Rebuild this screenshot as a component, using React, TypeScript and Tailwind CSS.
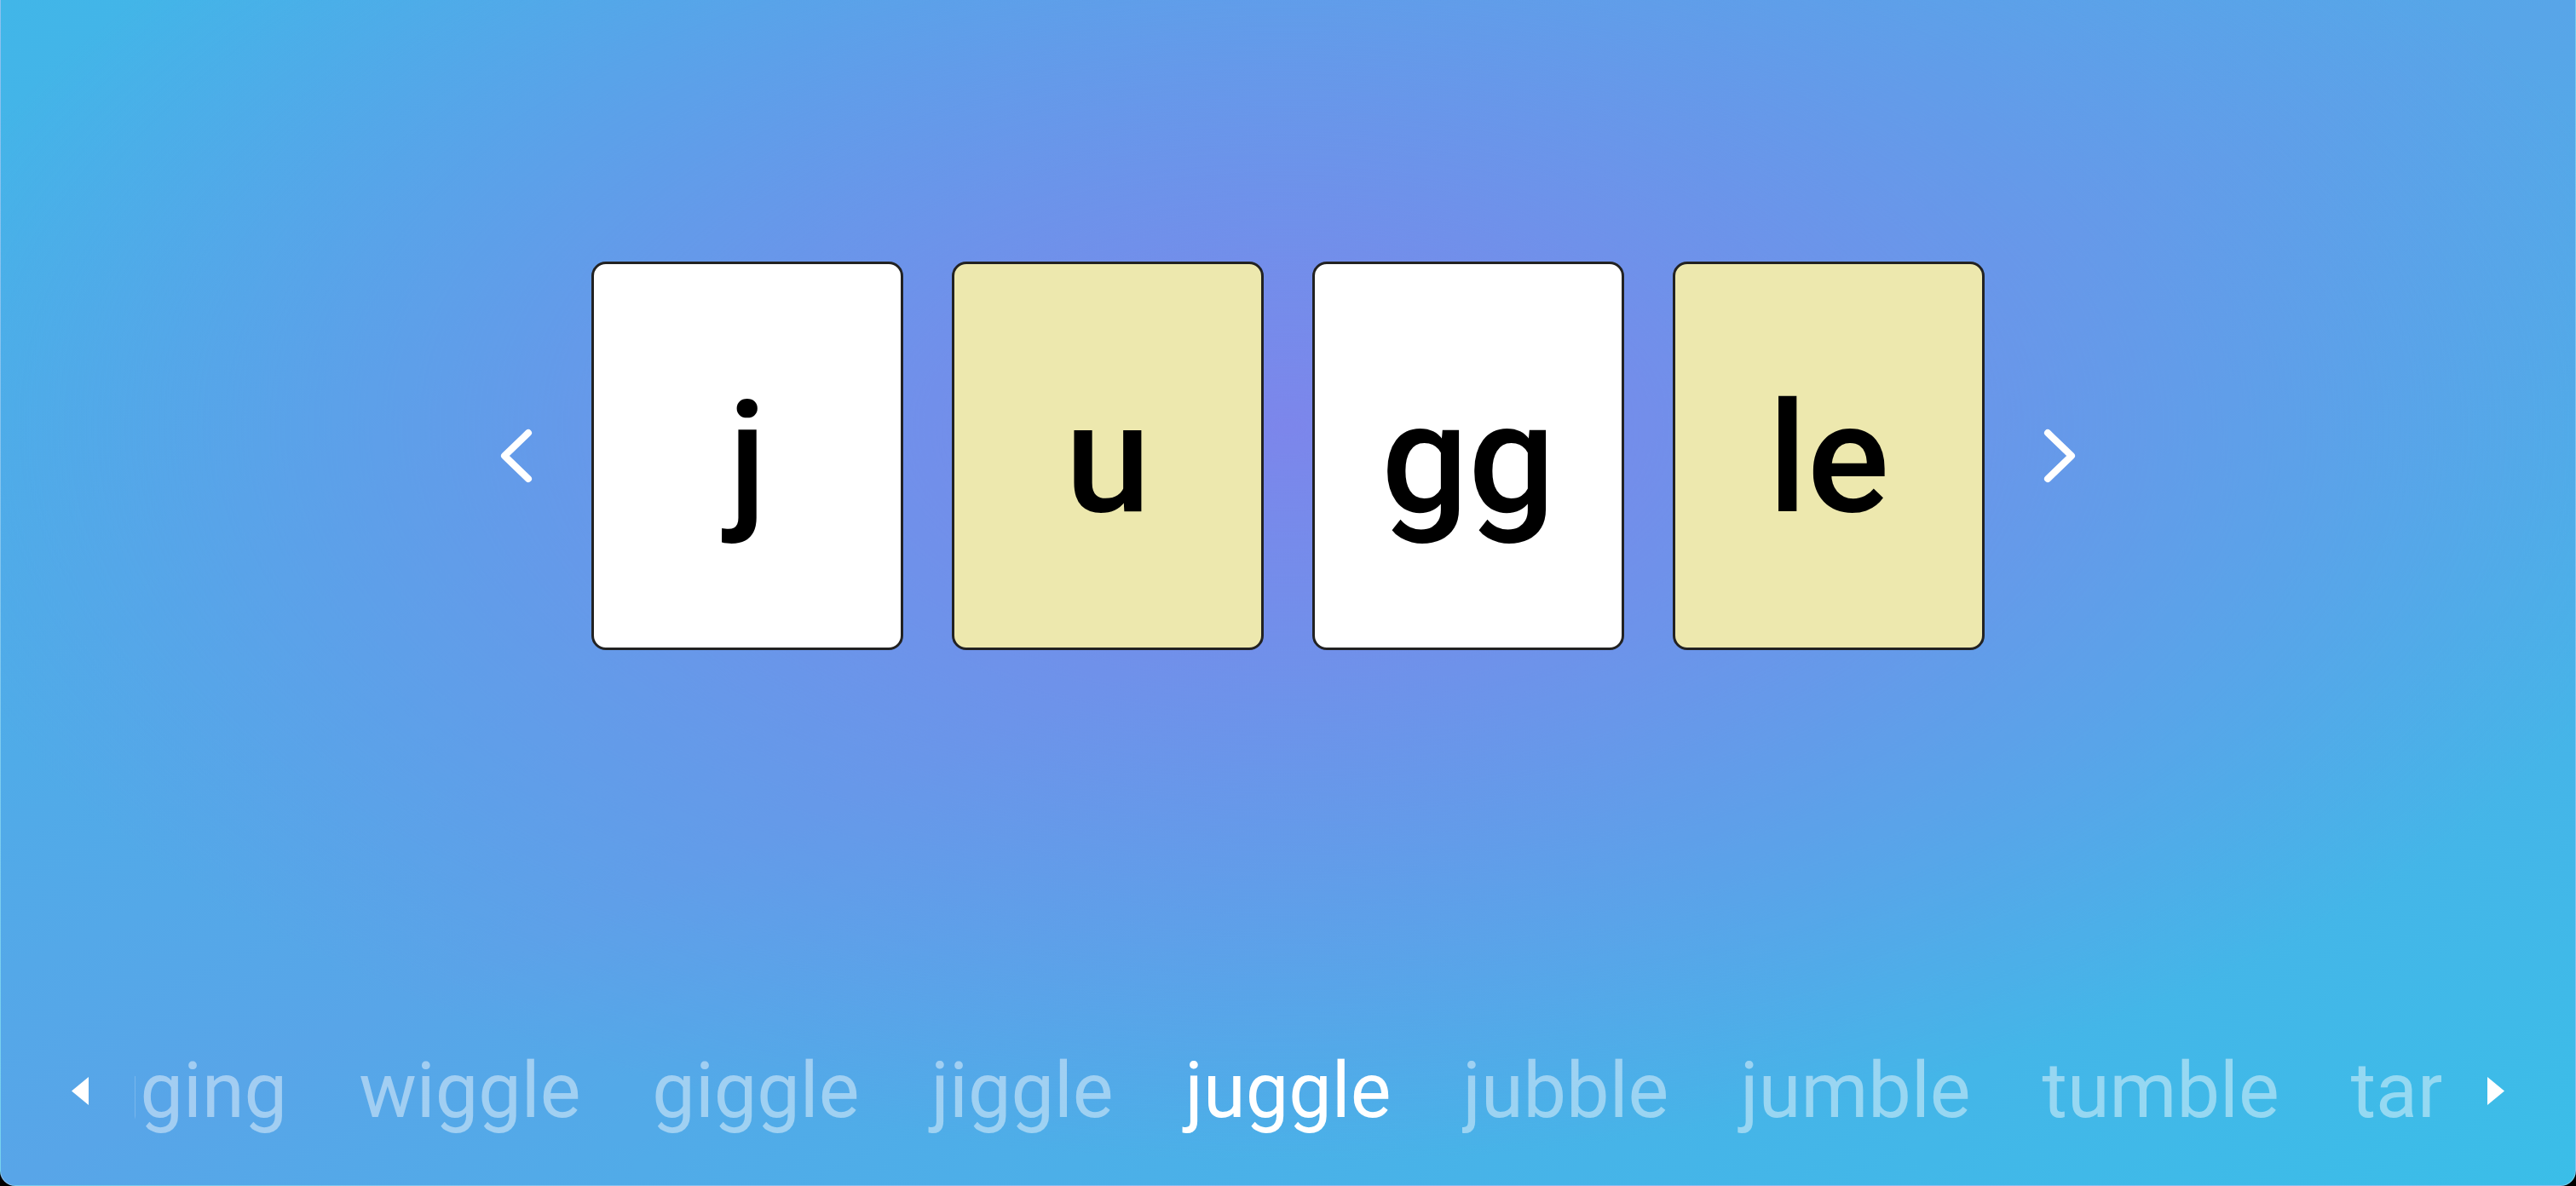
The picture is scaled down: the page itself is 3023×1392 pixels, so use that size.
const tiles = [
  { text: 'j', tone: 'bg-white' },
  { text: 'u', tone: 'bg-[#ede8ae]' },
  { text: 'gg', tone: 'bg-white' },
  { text: 'le', tone: 'bg-[#ede8ae]' },
];

const before = ['jogging', 'wiggle', 'giggle', 'jiggle'];
const after = ['jubble', 'jumble', 'tumble', 'target'];

function Chevron({ dir }: { dir: 'left' | 'right' }) {
  const points = dir === 'left' ? '34,5 6,32 34,59' : '6,5 34,32 6,59';
  return (
    <svg width="40" height="64" viewBox="0 0 40 64" fill="none" className="shrink-0">
      <polyline points={points} stroke="white" strokeWidth="8" strokeLinecap="round" strokeLinejoin="round" />
    </svg>
  );
}

function Triangle({ dir }: { dir: 'left' | 'right' }) {
  const points = dir === 'left' ? '20,0 0,16.5 20,33' : '0,0 20,16.5 0,33';
  return (
    <svg width="20" height="33" viewBox="0 0 20 33" className="shrink-0">
      <polygon points={points} fill="white" />
    </svg>
  );
}

function Word({ text, active }: { text: string; active?: boolean }) {
  return (
    <span className={active ? 'shrink-0 text-white' : 'shrink-0 text-white/45'}>{text}</span>
  );
}

export default function App() {
  return (
    <div className="h-[1392px] w-full bg-black">
      <div className="flex h-full flex-col rounded-b-[18px] border-x border-b border-white/30 bg-[radial-gradient(ellipse_55%_62%_at_50%_36%,rgba(124,134,235,1)_0%,rgba(124,134,235,0)_100%),linear-gradient(to_bottom_right,#41b6e8_0%,#58a5e8_50%,#3abee8_100%)]">
        {/* Letter tiles */}
        <div className="flex items-center justify-center gap-[68px] pt-[307px]">
          <Chevron dir="left" />
          <div className="flex gap-[57px]">
            {tiles.map((t, i) => (
              <div
                key={i}
                className={`flex h-[456px] w-[366px] items-center justify-center rounded-[17px] border-[3px] border-[#222222] pt-[7px] ${t.tone}`}
              >
                <span className="text-[180px] font-medium leading-none text-black" style={{ fontFamily: 'Roboto, sans-serif' }}>
                  {t.text}
                </span>
              </div>
            ))}
          </div>
          <Chevron dir="right" />
        </div>

        {/* Word strip */}
        <div className="mt-auto flex items-center gap-[54px] px-[83px] pb-[43px]">
          <Triangle dir="left" />
          <div
            className="grid flex-1 grid-cols-[1fr_auto_1fr] gap-[84px] text-[90px] leading-normal"
            style={{ fontFamily: 'Roboto, sans-serif' }}
          >
            <div className="flex justify-end gap-[84px] overflow-hidden">
              {before.map((w) => (
                <Word key={w} text={w} />
              ))}
            </div>
            <Word text="juggle" active />
            <div className="flex justify-start gap-[84px] overflow-hidden">
              {after.map((w) => (
                <Word key={w} text={w} />
              ))}
            </div>
          </div>
          <Triangle dir="right" />
        </div>
      </div>
    </div>
  );
}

= = = = =

__Exercise__.
Return each line of the data, keeping its wording exact and omitting pictures.

__Written reply__.
Rebuild this screenshot as a component, using React, TypeScript and Tailwind CSS.
The picture is scaled down: the page itself is 3023×1392 pixels, so use that size.
const tiles = [
  { text: 'j', tone: 'bg-white' },
  { text: 'u', tone: 'bg-[#ede8ae]' },
  { text: 'gg', tone: 'bg-white' },
  { text: 'le', tone: 'bg-[#ede8ae]' },
];

const before = ['jogging', 'wiggle', 'giggle', 'jiggle'];
const after = ['jubble', 'jumble', 'tumble', 'target'];

function Chevron({ dir }: { dir: 'left' | 'right' }) {
  const points = dir === 'left' ? '34,5 6,32 34,59' : '6,5 34,32 6,59';
  return (
    <svg width="40" height="64" viewBox="0 0 40 64" fill="none" className="shrink-0">
      <polyline points={points} stroke="white" strokeWidth="8" strokeLinecap="round" strokeLinejoin="round" />
    </svg>
  );
}

function Triangle({ dir }: { dir: 'left' | 'right' }) {
  const points = dir === 'left' ? '20,0 0,16.5 20,33' : '0,0 20,16.5 0,33';
  return (
    <svg width="20" height="33" viewBox="0 0 20 33" className="shrink-0">
      <polygon points={points} fill="white" />
    </svg>
  );
}

function Word({ text, active }: { text: string; active?: boolean }) {
  return (
    <span className={active ? 'shrink-0 text-white' : 'shrink-0 text-white/45'}>{text}</span>
  );
}

export default function App() {
  return (
    <div className="h-[1392px] w-full bg-black">
      <div className="flex h-full flex-col rounded-b-[18px] border-x border-b border-white/30 bg-[radial-gradient(ellipse_55%_62%_at_50%_36%,rgba(124,134,235,1)_0%,rgba(124,134,235,0)_100%),linear-gradient(to_bottom_right,#41b6e8_0%,#58a5e8_50%,#3abee8_100%)]">
        {/* Letter tiles */}
        <div className="flex items-center justify-center gap-[68px] pt-[307px]">
          <Chevron dir="left" />
          <div className="flex gap-[57px]">
            {tiles.map((t, i) => (
              <div
                key={i}
                className={`flex h-[456px] w-[366px] items-center justify-center rounded-[17px] border-[3px] border-[#222222] pt-[7px] ${t.tone}`}
              >
                <span className="text-[180px] font-medium leading-none text-black" style={{ fontFamily: 'Roboto, sans-serif' }}>
                  {t.text}
                </span>
              </div>
            ))}
          </div>
          <Chevron dir="right" />
        </div>

        {/* Word strip */}
        <div className="mt-auto flex items-center gap-[54px] px-[83px] pb-[43px]">
          <Triangle dir="left" />
          <div
            className="grid flex-1 grid-cols-[1fr_auto_1fr] gap-[84px] text-[90px] leading-normal"
            style={{ fontFamily: 'Roboto, sans-serif' }}
          >
            <div className="flex justify-end gap-[84px] overflow-hidden">
              {before.map((w) => (
                <Word key={w} text={w} />
              ))}
            </div>
            <Word text="juggle" active />
            <div className="flex justify-start gap-[84px] overflow-hidden">
              {after.map((w) => (
                <Word key={w} text={w} />
              ))}
            </div>
          </div>
          <Triangle dir="right" />
        </div>
      </div>
    </div>
  );
}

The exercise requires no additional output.